[START Records shown]

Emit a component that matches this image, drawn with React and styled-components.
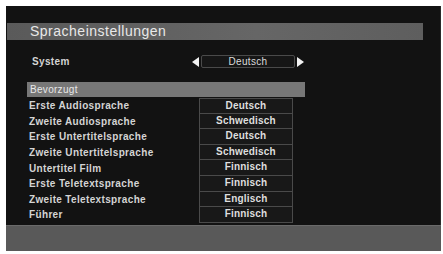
import React from 'react'
import styled, { createGlobalStyle } from 'styled-components'

const GlobalStyle = createGlobalStyle`
  html, body {
    margin: 0;
    padding: 0;
    background: #ffffff;
  }
  body {
    font-family: 'Liberation Sans', Arial, sans-serif;
  }
`

const rows = [
  ['Erste Audiosprache', 'Deutsch'],
  ['Zweite Audiosprache', 'Schwedisch'],
  ['Erste Untertitelsprache', 'Deutsch'],
  ['Zweite Untertitelsprache', 'Schwedisch'],
  ['Untertitel Film', 'Finnisch'],
  ['Erste Teletextsprache', 'Finnisch'],
  ['Zweite Teletextsprache', 'Englisch'],
  ['Führer', 'Finnisch'],
]

const App = () => {
  return (
    <>
      <GlobalStyle />
      <Screen>
        <Panel>
          <TitleBar>Spracheinstellungen</TitleBar>
          <SystemRow>
            <Label>System</Label>
            <Selector>
              <Arrow viewBox="0 0 7 10" width="7" height="10">
                <polygon points="7,0 0,5 7,10" fill="#f2f2f2" />
              </Arrow>
              <ValueBox>Deutsch</ValueBox>
              <Arrow viewBox="0 0 7 10" width="7" height="10">
                <polygon points="0,0 7,5 0,10" fill="#f2f2f2" />
              </Arrow>
            </Selector>
          </SystemRow>
          <Section>
            <SectionBar>Bevorzugt</SectionBar>
            <List>
              {rows.map(([label, value], i) => (
                <Row key={label}>
                  <Label>{label}</Label>
                  <Cell $first={i === 0}>{value}</Cell>
                </Row>
              ))}
            </List>
          </Section>
        </Panel>
        <FooterBar />
      </Screen>
    </>
  )
}

const Screen = styled.div`
  width: 435px;
  height: 245px;
  margin: 6px 0 0 6px;
  display: flex;
  flex-direction: column;
`

const Panel = styled.div`
  height: 219px;
  background-color: #121212;
  box-sizing: border-box;
  padding-top: 17px;
  border-right: 1px solid #2a2a2a;
`

const TitleBar = styled.div`
  width: 416px;
  height: 17px;
  margin-left: 1px;
  box-sizing: border-box;
  padding-left: 23px;
  background: linear-gradient(90deg, #5a5a5a 0%, #666666 60%, #5e5e5e 100%);
  color: #e8e8e8;
  font-size: 14px;
  line-height: 17px;
  letter-spacing: 0.5px;
`

const SystemRow = styled.div`
  display: flex;
  align-items: center;
  height: 13px;
  margin-top: 15px;
  padding-left: 24px;
`

const Label = styled.div`
  width: 160px;
  padding-left: 2px;
  color: #d4d4d4;
  font-size: 10px;
  font-weight: bold;
  letter-spacing: 0.35px;
  white-space: nowrap;
`

const Selector = styled.div`
  display: flex;
  align-items: center;
  gap: 2px;
`

const Arrow = styled.svg`
  display: block;
  flex: none;
`

const ValueBox = styled.div`
  width: 94px;
  height: 13px;
  box-sizing: border-box;
  border: 1px solid #4a4a4a;
  border-radius: 2px;
  background: #161616;
  color: #dcdcdc;
  font-size: 10px;
  line-height: 11px;
  text-align: center;
  letter-spacing: 0.3px;
`

const Section = styled.div`
  width: 278px;
  margin: 14px 0 0 21px;
`

const SectionBar = styled.div`
  height: 15px;
  background-color: #777777;
  padding-left: 3px;
  color: #e8e8e8;
  font-size: 10px;
  line-height: 15px;
  letter-spacing: 0.3px;
`

const List = styled.div`
  display: flex;
  flex-direction: column;
  margin-top: 1px;
`

const Row = styled.div`
  display: flex;
  align-items: center;
  height: 15.6px;

  ${Label} {
    width: 170px;
  }
`

const Cell = styled.div`
  width: 94px;
  height: 15.6px;
  box-sizing: border-box;
  border: 1px solid #4a4a4a;
  border-top-width: ${props => (props.$first ? '1px' : '0')};
  background: #181818;
  color: #dedede;
  font-size: 10px;
  font-weight: bold;
  line-height: 14px;
  text-align: center;
  letter-spacing: 0.2px;
`

const FooterBar = styled.div`
  flex: 1;
  background-color: #595959;
  border-top: 1px solid #6a6a6a;
`

export default App
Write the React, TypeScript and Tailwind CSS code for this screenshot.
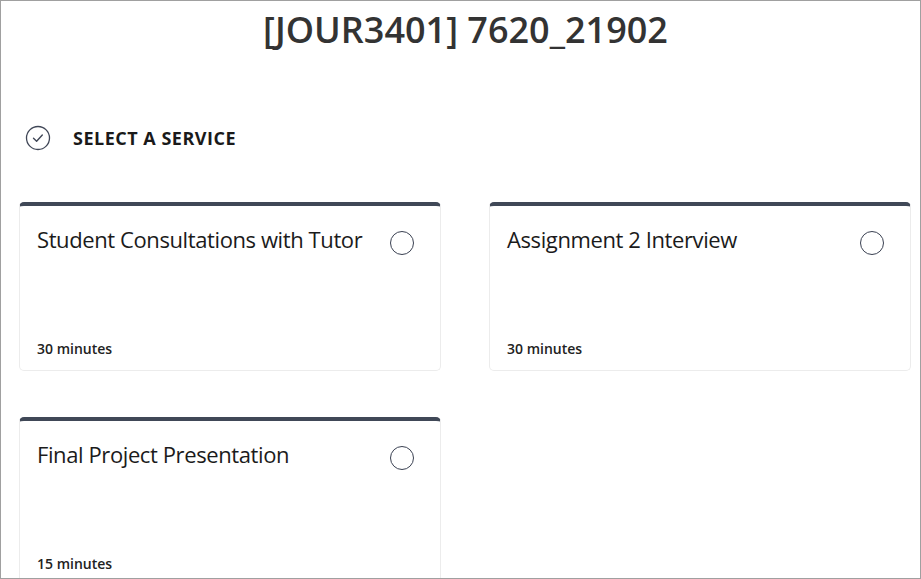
import React from "react";

const services = [
  { name: "Student Consultations with Tutor", duration: "30 minutes" },
  { name: "Assignment 2 Interview", duration: "30 minutes" },
  { name: "Final Project Presentation", duration: "15 minutes" },
];

function CheckCircle() {
  return (
    <svg width="26" height="26" viewBox="0 0 26 26" fill="none">
      <circle cx="13" cy="13" r="11.5" stroke="#3f4656" strokeWidth="1.3" />
      <path d="M8.5 13.3 L11.6 16.2 L17.3 10" stroke="#3f4656" strokeWidth="1.4" strokeLinecap="round" strokeLinejoin="round" />
    </svg>
  );
}

function Card({ name, duration }: { name: string; duration: string }) {
  return (
    <div className="h-[169px] rounded-[5px] border border-[#ececec] border-t-4 border-t-[#404857] bg-white flex flex-col pl-[17px] pr-[26px] pt-[18px] pb-[12px]">
      <div className="flex items-start justify-between">
        <div className="text-[22px] leading-[30px] tracking-[-0.4px] text-[#1b1b1b]">{name}</div>
        <div className="mt-[7px] w-[24px] h-[24px] rounded-full border-[1.5px] border-[#3a4152]" />
      </div>
      <div className="mt-auto text-[14px] leading-[18px] font-semibold text-[#222]">{duration}</div>
    </div>
  );
}

export default function App() {
  return (
    <div
      className="w-[921px] h-[579px] border border-[#a0a0a0] bg-white overflow-hidden"
      style={{ fontFamily: '"Open Sans", "Noto Sans", sans-serif' }}
    >
      <h1 className="text-center text-[36px] leading-[48px] font-semibold text-[#333] pt-[5px] pl-[10px]">
        [JOUR3401] 7620_21902
      </h1>
      <div className="flex items-center pl-[24px] mt-[71px] h-[26px]">
        <CheckCircle />
        <span className="ml-[22px] text-[18px] font-bold tracking-[0.5px] text-[#1a1a1a]">SELECT A SERVICE</span>
      </div>
      <div className="grid grid-cols-[422px_422px] gap-x-[48px] gap-y-[46px] pl-[18px] mt-[51px]">
        {services.map((s) => (
          <Card key={s.name} name={s.name} duration={s.duration} />
        ))}
      </div>
    </div>
  );
}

[END Records shown]

Given problem:
Copy out the listing exactly as it stands, but not the pictures.

Task solution:
Emit a component that matches this image, drawn with React and styled-components.
import React from 'react'
import styled, { createGlobalStyle } from 'styled-components'

const GlobalStyle = createGlobalStyle`
  html, body {
    margin: 0;
    padding: 0;
    background: #ffffff;
  }
  body {
    font-family: 'Liberation Sans', Arial, sans-serif;
  }
`

const rows = [
  ['Erste Audiosprache', 'Deutsch'],
  ['Zweite Audiosprache', 'Schwedisch'],
  ['Erste Untertitelsprache', 'Deutsch'],
  ['Zweite Untertitelsprache', 'Schwedisch'],
  ['Untertitel Film', 'Finnisch'],
  ['Erste Teletextsprache', 'Finnisch'],
  ['Zweite Teletextsprache', 'Englisch'],
  ['Führer', 'Finnisch'],
]

const App = () => {
  return (
    <>
      <GlobalStyle />
      <Screen>
        <Panel>
          <TitleBar>Spracheinstellungen</TitleBar>
          <SystemRow>
            <Label>System</Label>
            <Selector>
              <Arrow viewBox="0 0 7 10" width="7" height="10">
                <polygon points="7,0 0,5 7,10" fill="#f2f2f2" />
              </Arrow>
              <ValueBox>Deutsch</ValueBox>
              <Arrow viewBox="0 0 7 10" width="7" height="10">
                <polygon points="0,0 7,5 0,10" fill="#f2f2f2" />
              </Arrow>
            </Selector>
          </SystemRow>
          <Section>
            <SectionBar>Bevorzugt</SectionBar>
            <List>
              {rows.map(([label, value], i) => (
                <Row key={label}>
                  <Label>{label}</Label>
                  <Cell $first={i === 0}>{value}</Cell>
                </Row>
              ))}
            </List>
          </Section>
        </Panel>
        <FooterBar />
      </Screen>
    </>
  )
}

const Screen = styled.div`
  width: 435px;
  height: 245px;
  margin: 6px 0 0 6px;
  display: flex;
  flex-direction: column;
`

const Panel = styled.div`
  height: 219px;
  background-color: #121212;
  box-sizing: border-box;
  padding-top: 17px;
  border-right: 1px solid #2a2a2a;
`

const TitleBar = styled.div`
  width: 416px;
  height: 17px;
  margin-left: 1px;
  box-sizing: border-box;
  padding-left: 23px;
  background: linear-gradient(90deg, #5a5a5a 0%, #666666 60%, #5e5e5e 100%);
  color: #e8e8e8;
  font-size: 14px;
  line-height: 17px;
  letter-spacing: 0.5px;
`

const SystemRow = styled.div`
  display: flex;
  align-items: center;
  height: 13px;
  margin-top: 15px;
  padding-left: 24px;
`

const Label = styled.div`
  width: 160px;
  padding-left: 2px;
  color: #d4d4d4;
  font-size: 10px;
  font-weight: bold;
  letter-spacing: 0.35px;
  white-space: nowrap;
`

const Selector = styled.div`
  display: flex;
  align-items: center;
  gap: 2px;
`

const Arrow = styled.svg`
  display: block;
  flex: none;
`

const ValueBox = styled.div`
  width: 94px;
  height: 13px;
  box-sizing: border-box;
  border: 1px solid #4a4a4a;
  border-radius: 2px;
  background: #161616;
  color: #dcdcdc;
  font-size: 10px;
  line-height: 11px;
  text-align: center;
  letter-spacing: 0.3px;
`

const Section = styled.div`
  width: 278px;
  margin: 14px 0 0 21px;
`

const SectionBar = styled.div`
  height: 15px;
  background-color: #777777;
  padding-left: 3px;
  color: #e8e8e8;
  font-size: 10px;
  line-height: 15px;
  letter-spacing: 0.3px;
`

const List = styled.div`
  display: flex;
  flex-direction: column;
  margin-top: 1px;
`

const Row = styled.div`
  display: flex;
  align-items: center;
  height: 15.6px;

  ${Label} {
    width: 170px;
  }
`

const Cell = styled.div`
  width: 94px;
  height: 15.6px;
  box-sizing: border-box;
  border: 1px solid #4a4a4a;
  border-top-width: ${props => (props.$first ? '1px' : '0')};
  background: #181818;
  color: #dedede;
  font-size: 10px;
  font-weight: bold;
  line-height: 14px;
  text-align: center;
  letter-spacing: 0.2px;
`

const FooterBar = styled.div`
  flex: 1;
  background-color: #595959;
  border-top: 1px solid #6a6a6a;
`

export default App
Write the React, TypeScript and Tailwind CSS code for this screenshot.
import React from "react";

const services = [
  { name: "Student Consultations with Tutor", duration: "30 minutes" },
  { name: "Assignment 2 Interview", duration: "30 minutes" },
  { name: "Final Project Presentation", duration: "15 minutes" },
];

function CheckCircle() {
  return (
    <svg width="26" height="26" viewBox="0 0 26 26" fill="none">
      <circle cx="13" cy="13" r="11.5" stroke="#3f4656" strokeWidth="1.3" />
      <path d="M8.5 13.3 L11.6 16.2 L17.3 10" stroke="#3f4656" strokeWidth="1.4" strokeLinecap="round" strokeLinejoin="round" />
    </svg>
  );
}

function Card({ name, duration }: { name: string; duration: string }) {
  return (
    <div className="h-[169px] rounded-[5px] border border-[#ececec] border-t-4 border-t-[#404857] bg-white flex flex-col pl-[17px] pr-[26px] pt-[18px] pb-[12px]">
      <div className="flex items-start justify-between">
        <div className="text-[22px] leading-[30px] tracking-[-0.4px] text-[#1b1b1b]">{name}</div>
        <div className="mt-[7px] w-[24px] h-[24px] rounded-full border-[1.5px] border-[#3a4152]" />
      </div>
      <div className="mt-auto text-[14px] leading-[18px] font-semibold text-[#222]">{duration}</div>
    </div>
  );
}

export default function App() {
  return (
    <div
      className="w-[921px] h-[579px] border border-[#a0a0a0] bg-white overflow-hidden"
      style={{ fontFamily: '"Open Sans", "Noto Sans", sans-serif' }}
    >
      <h1 className="text-center text-[36px] leading-[48px] font-semibold text-[#333] pt-[5px] pl-[10px]">
        [JOUR3401] 7620_21902
      </h1>
      <div className="flex items-center pl-[24px] mt-[71px] h-[26px]">
        <CheckCircle />
        <span className="ml-[22px] text-[18px] font-bold tracking-[0.5px] text-[#1a1a1a]">SELECT A SERVICE</span>
      </div>
      <div className="grid grid-cols-[422px_422px] gap-x-[48px] gap-y-[46px] pl-[18px] mt-[51px]">
        {services.map((s) => (
          <Card key={s.name} name={s.name} duration={s.duration} />
        ))}
      </div>
    </div>
  );
}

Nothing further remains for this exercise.